Poker May Return, Too

According to the Massachusetts Gaming Commission’s agenda for its upcoming meeting, commission members will discuss the casinos’ craps and roulette reopening request and may also vote on the matter this coming Thursday.

In addition, members of the regulatory body are also expected to discuss the status of poker at the meeting. Just like roulette and craps, Encore Boston Harbor and MGM Springfield were also not allowed to bring back poker when they reopened last month.

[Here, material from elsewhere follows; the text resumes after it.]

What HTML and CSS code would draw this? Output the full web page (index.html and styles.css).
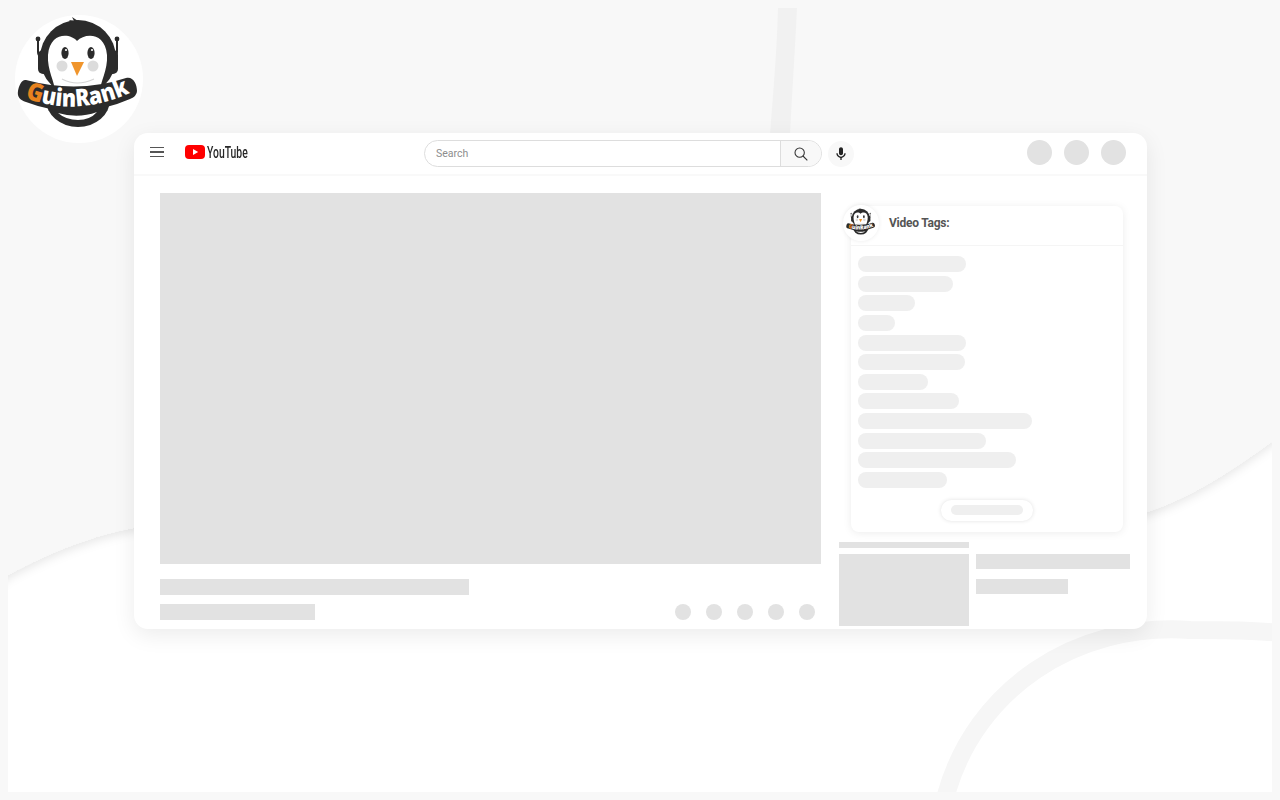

In a comment on the Gaming Commission’s agenda for its next meeting, MGM Springfield said Tuesday in a prepared statement that they appreciate the regulator’s “consideration of our request as we progress through a phased reopening with the health and safety of our employees and guests at the forefront of any decisions.”

The casino resort, located across three blocks in downtown Springfield, has told the Massachusetts Gaming Commission that it intends to have plexiglass dividers installed on its craps and roulette tables and implement physical distancing measures similar to those adopted at other table games and across its gaming floor.

In a report from late last month, Loretta Lillios, Chief Enforcement Counsel and Deputy Director of the Massachusetts Gaming Commission, said that the first few weeks of operations since the casinos reopened went without major incidents in terms of compliance with the health and safety guidelines.

Ms. Lillios told fellow commissioners that she could count on one hand the number of times police officers assigned to the state’s three casinos had to intervene because a customer was not wearing a mask or other face covering.